Kanye then went on to call the shirt colorless, claiming that it was not only “super hood,” but “White boy approved” too. In one sentence Kanye claimed the flag represented slavery, then claimed that it’s colorless; it’s obvious that he’s lost.
Reverend Al Sharpton wrote in the Huffington Post, “The Confederate flag symbolizes dehumanization, injustice and pain. It is a stark reminder of an era in our history that was defined by the abhorrent practice of slavery. And it is representative of a mentality that looked upon Blacks as inferiors who needed to remain in the shackles of subservience. If you don’t believe me, ask family members of those that were beaten, castrated and lynched under the guise of that Confederate flag.”

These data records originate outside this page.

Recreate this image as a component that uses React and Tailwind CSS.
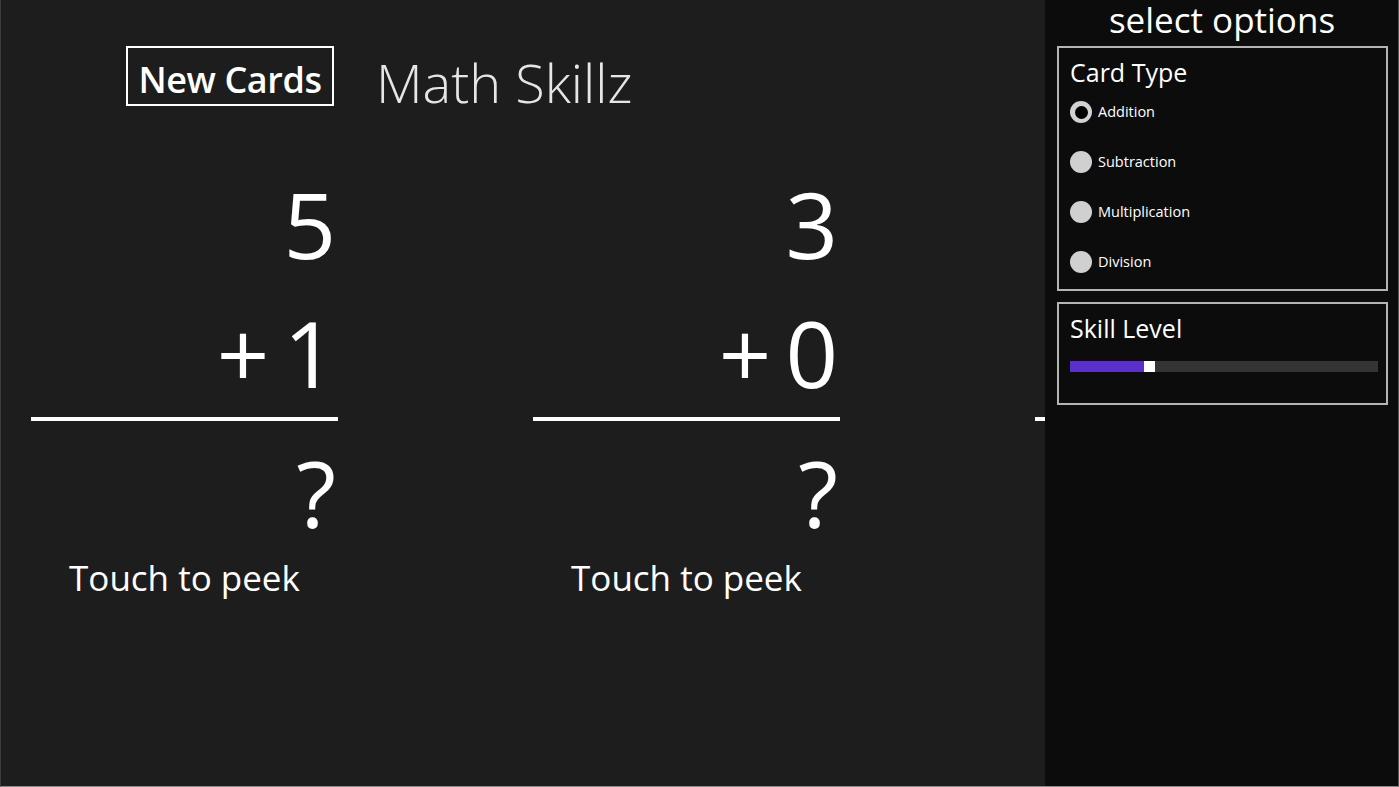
import React from "react";

const cards = [
  { top: "5", op: "+", bottom: "1" },
  { top: "3", op: "+", bottom: "0" },
  { top: "", op: "", bottom: "" },
];

const cardTypes = [
  { label: "Addition", checked: true },
  { label: "Subtraction", checked: false },
  { label: "Multiplication", checked: false },
  { label: "Division", checked: false },
];

function FlashCard({ top, op, bottom }) {
  const blank = !top;
  return (
    <div className="w-[307px] shrink-0 flex flex-col text-white">
      <div className="h-[96px] text-[92px] leading-[96px] text-right pr-[2px]">{top}</div>
      <div className="mt-[33px] h-[96px] flex justify-end items-start text-[92px] leading-[96px] pr-[2px]">
        <span>{op}</span>
        <span className="ml-[14px]">{bottom}</span>
      </div>
      <div className="mt-[16px] h-[4px] bg-white" />
      <div className="mt-[24px] h-[96px] text-[92px] leading-[96px] text-right pr-[2px]">{blank ? "" : "?"}</div>
      <div className="mt-[19px] h-[35px] text-[35px] leading-none text-center whitespace-nowrap">
        {blank ? "" : "Touch to peek"}
      </div>
    </div>
  );
}

function Radio({ label, checked }) {
  return (
    <div className="h-[22px] flex items-center">
      {checked ? (
        <div className="w-[22px] h-[22px] rounded-full bg-[#d2d2d2] flex items-center justify-center">
          <div className="w-[13px] h-[13px] rounded-full bg-black" />
        </div>
      ) : (
        <div className="w-[22px] h-[22px] rounded-full bg-[#d0d0d0]" />
      )}
      <span className="ml-[6px] text-[14.5px] leading-none text-white">{label}</span>
    </div>
  );
}

export default function App() {
  return (
    <div className="w-[1399px] h-[787px] flex bg-[#1d1d1d] font-['Open_Sans','Noto_Sans',sans-serif] border-l border-l-[#3c3c3c] border-r border-r-[#555555] border-b border-b-[#8a8a8a] overflow-hidden">
      {/* main flash card area */}
      <div className="w-[1044px] shrink-0 h-full overflow-hidden flex flex-col">
        <div className="pt-[46px] pl-[125px] flex items-start">
          <button className="w-[208px] h-[60px] border-2 border-white text-white text-[36px] font-semibold leading-none pt-[8px] tracking-[-0.4px]">
            New Cards
          </button>
          <div className="ml-[42px] mt-[9px] text-[54px] font-light leading-none text-[#e6e6e6]">
            Math Skillz
          </div>
        </div>
        <div className="mt-[67px] pl-[30px] flex gap-[195px]">
          {cards.map((c, i) => (
            <FlashCard key={i} {...c} />
          ))}
        </div>
      </div>

      {/* options panel */}
      <div className="w-[354px] shrink-0 h-full bg-[#0c0c0c] flex flex-col">
        <div className="pt-[2px] h-[37px] text-[35px] leading-none text-white text-center">select options</div>
        <div className="mt-[9px] ml-[12px] w-[331px] border-2 border-[#b4b4b4] pt-[12px] pb-[16px] pl-[11px]">
          <div className="h-[25px] text-[25px] leading-none text-white">Card Type</div>
          <div className="mt-[16px] flex flex-col gap-[28px]">
            {cardTypes.map((r) => (
              <Radio key={r.label} {...r} />
            ))}
          </div>
        </div>
        <div className="mt-[11px] ml-[12px] w-[331px] border-2 border-[#b4b4b4] pt-[12px] pb-[31px] pl-[11px]">
          <div className="h-[25px] text-[25px] leading-none text-white">Skill Level</div>
          <div className="mt-[20px] w-[308px] h-[11px] bg-[#343434] flex">
            <div className="w-[74px] h-full bg-[#5b2fc9]" />
            <div className="w-[11px] h-full bg-white" />
          </div>
        </div>
      </div>
    </div>
  );
}
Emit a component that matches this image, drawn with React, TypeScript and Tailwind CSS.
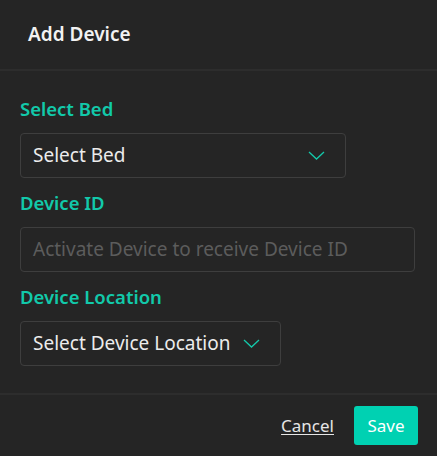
const Chevron = () => (
    <svg width="17" height="9" viewBox="0 0 17 9" fill="none" className="shrink-0">
        <path d="M1 1l7.5 7L16 1" stroke="#14c9aa" strokeWidth="1.3" />
    </svg>
);

export default function App() {
    return (
        <div
            className="flex h-[456px] w-[437px] flex-col bg-[#252525] text-white"
            style={{ fontFamily: '"Noto Sans", "Open Sans", sans-serif' }}
        >
            <div className="flex h-[71px] items-center border-b-2 border-[#2d2d2d] px-7">
                <h2 className="text-[19px] font-semibold text-[#f2f2f2]">Add Device</h2>
            </div>
            <div className="flex flex-1 flex-col px-5 pt-[24px]">
                <label className="text-[18.5px] font-semibold leading-[28px] text-[#12c9aa]">
                    Select Bed
                </label>
                <div className="mt-[10px] flex h-[45px] w-[326px] items-center justify-between rounded-[4px] border border-[#3e3e3e] pl-3 pr-5">
                    <span className="text-[19px] text-[#ececec]">Select Bed</span>
                    <Chevron />
                </div>
                <label className="mt-[11px] text-[18.5px] font-semibold leading-[28px] text-[#12c9aa]">
                    Device ID
                </label>
                <div className="mt-[10px] flex h-[45px] w-[395px] items-center rounded-[4px] border border-[#3e3e3e] px-3">
                    <span className="text-[19px] text-[#5c5c5c]">
                        Activate Device to receive Device ID
                    </span>
                </div>
                <label className="mt-[11px] text-[18.5px] font-semibold leading-[28px] text-[#12c9aa]">
                    Device Location
                </label>
                <div className="mt-[10px] flex h-[45px] w-[261px] items-center justify-between rounded-[4px] border border-[#3e3e3e] pl-3 pr-5">
                    <span className="text-[19px] text-[#ececec]">Select Device Location</span>
                    <Chevron />
                </div>
            </div>
            <div className="flex h-[63px] items-center justify-end gap-5 border-t-2 border-[#2d2d2d] pr-[19px]">
                <button className="text-[17px] text-[#e6e6e6] underline underline-offset-2">
                    Cancel
                </button>
                <button className="h-[39px] w-[64px] rounded-[3px] bg-[#00d1b2] text-[17px] text-white">
                    Save
                </button>
            </div>
        </div>
    );
}
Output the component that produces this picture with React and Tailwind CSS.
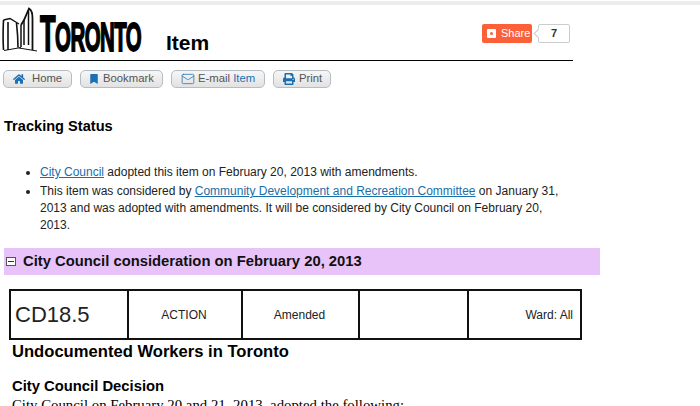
import { FaHome, FaBookmark, FaPrint } from 'react-icons/fa'
import { Mail } from 'lucide-react'

function NavButton({ width, children }) {
  return (
    <a className={`flex h-[18px] items-center rounded-[5px] border border-[#b4bcc4] bg-gradient-to-b from-[#f6f6f6] to-[#e2e2e2] text-[11.3px] leading-none text-[#555] ${width}`}>
      {children}
    </a>
  )
}

function Logo() {
  return (
    <svg width="36" height="46" viewBox="2 6 36 46" fill="none" stroke="#111" className="shrink-0">
      <path d="M3.5 20 C3 30 3 42 3.5 50" strokeWidth="1.6" />
      <path d="M8 22 L8 50" strokeWidth="1.6" />
      <path d="M3.5 20 L10 18.5 L19 24" strokeWidth="1.4" />
      <path d="M16.5 23 C17.5 32 18 40 18 47.5" strokeWidth="1.6" />
      <path d="M21 25 L21 47 M24 20 L24 45" strokeWidth="1.5" />
      <path d="M21 25 L24 20 L29 8.5 C31.5 10 32.5 13 32.5 18 L32.5 50" strokeWidth="1.8" />
      <path d="M28.5 10 L28.5 45" strokeWidth="1.5" />
      <path d="M4 50.5 L21 47.5 M19 48 L37 51" strokeWidth="1" />
    </svg>
  )
}

export default function App() {
  return (
    <div className="h-[406px] w-[700px] overflow-hidden bg-white font-['Liberation_Sans',Arial,sans-serif] text-[12px] text-[#111]">
      <div className="h-[5px] border-t border-white bg-[#ececec]" />

      <header className="flex h-[56px] w-[573px] items-start border-b border-black">
        <div className="ml-[2px] mt-[1px]">
          <Logo />
        </div>
        <div className="ml-[2px] mt-[4px] w-[101px] origin-left scale-x-[0.51] whitespace-nowrap text-[50px] leading-[50px] font-bold tracking-[-1px] text-black [-webkit-text-stroke:1.8px_black]">
          T<span className="text-[40px]">ORONTO</span>
        </div>
        <h1 className="ml-[25px] mt-[25px] text-[21px] leading-[26px] font-bold text-black">Item</h1>
        <div className="ml-auto mr-[3px] mt-[19px] flex items-center">
          <a className="flex h-[19px] w-[50px] items-center rounded-[2px] bg-[#fc6038] pl-[5px] text-[11px] text-white">
            <span className="mr-[5px] flex h-[9px] w-[9px] items-center justify-center rounded-[1px] bg-white">
              <span className="h-[3px] w-[3px] rounded-full bg-[#fc6038]" />
            </span>
            Share
          </a>
          <span className="relative ml-[6px] flex h-[19px] w-[32px] items-center justify-center rounded-[2px] border border-[#ccc] bg-white text-[11px] text-[#333]">
            <span className="absolute left-[-4px] top-[5px] h-[7px] w-[7px] rotate-45 border-b border-l border-[#ccc] bg-white" />
            <span className="font-bold">7</span>
          </span>
        </div>
      </header>

      <nav className="ml-[3px] mt-[9px] flex gap-[8px]">
        <NavButton width="w-[69px] pl-[9px]">
          <FaHome size={12} color="#1a6fb5" />
          <span className="ml-[7px]">Home</span>
        </NavButton>
        <NavButton width="w-[83px] pl-[8px]">
          <FaBookmark size={10} color="#1a6fb5" />
          <span className="ml-[4px]">Bookmark</span>
        </NavButton>
        <NavButton width="w-[94px] pl-[9px]">
          <Mail size={14} color="#1a6fb5" strokeWidth={1.3} />
          <span className="ml-[3px]">
            E-mail <span className="text-[#1a6fb5]">Item</span>
          </span>
        </NavButton>
        <NavButton width="w-[58px] pl-[9px]">
          <FaPrint size={12} color="#1a6fb5" />
          <span className="ml-[4px]">Print</span>
        </NavButton>
      </nav>

      <h2 className="ml-[4px] mt-[29px] text-[14.6px] leading-[18px] font-bold text-black">Tracking Status</h2>

      <ul className="ml-[40px] mt-[29px] w-[525px] list-disc text-[12px] leading-[17px] text-[#222]">
        <li>
          <a className="text-[#1a6fa8] underline">City Council</a> adopted this item on February 20, 2013 with amendments.
        </li>
        <li className="mt-[2px]">
          This item was considered by <a className="text-[#1a6fa8] underline">Community Development and Recreation Committee</a> on January 31, 2013 and was adopted with amendments. It will be considered by City Council on February 20, 2013.
        </li>
      </ul>

      <div className="ml-[4px] mt-[14px] flex h-[27px] w-[596px] items-center bg-[#e7c3f9]">
        <span className="ml-[2px] flex h-[9px] w-[10px] items-center justify-center border border-[#555] bg-white">
          <span className="h-px w-[6px] bg-[#333]" />
        </span>
        <h2 className="ml-[7px] text-[14.8px] font-bold text-[#111]">City Council consideration on February 20, 2013</h2>
      </div>

      <div className="ml-[9px] mt-[14px] flex h-[51px] w-[573px] border-2 border-[#111] text-[12px] text-[#222]">
        <div className="flex w-[116px] items-center pl-[4px] text-[22px]">CD18.5</div>
        <div className="flex w-[114px] items-center justify-center border-l-2 border-[#111] pr-[2px]">ACTION</div>
        <div className="flex w-[117px] items-center justify-center border-l-2 border-[#111] pr-[2px]">Amended</div>
        <div className="w-[109px] border-l-2 border-[#111]" />
        <div className="flex flex-1 items-center justify-end border-l-2 border-[#111] pr-[7px]">Ward: All</div>
      </div>

      <h2 className="ml-[12px] mt-[2px] text-[16.6px] leading-[20px] font-bold text-black">Undocumented Workers in Toronto</h2>
      <h3 className="ml-[12px] mt-[15px] text-[14.8px] leading-[18px] font-bold text-black">City Council Decision</h3>
      <p className="ml-[12px] mt-[2px] font-['Liberation_Serif',serif] text-[14.8px] leading-[16px] text-black">City Council on February 20 and 21, 2013, adopted the following:</p>
    </div>
  )
}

And there you have it–a succinct history lesson in why using a painful image like the Confederate flag is just misguided. Kanye’s entire 18 minute interview turned into one of his usual stream-of-conscious rants that took him from Backstreet Boys to being the only 36-year-old “ME!” to wanting Miley to twerk again. Please do yourself a favor and watch this diatribe.
We’ll leave you with this epic quote from the interview, “Everytime I talk, there’s a break in the matrix.”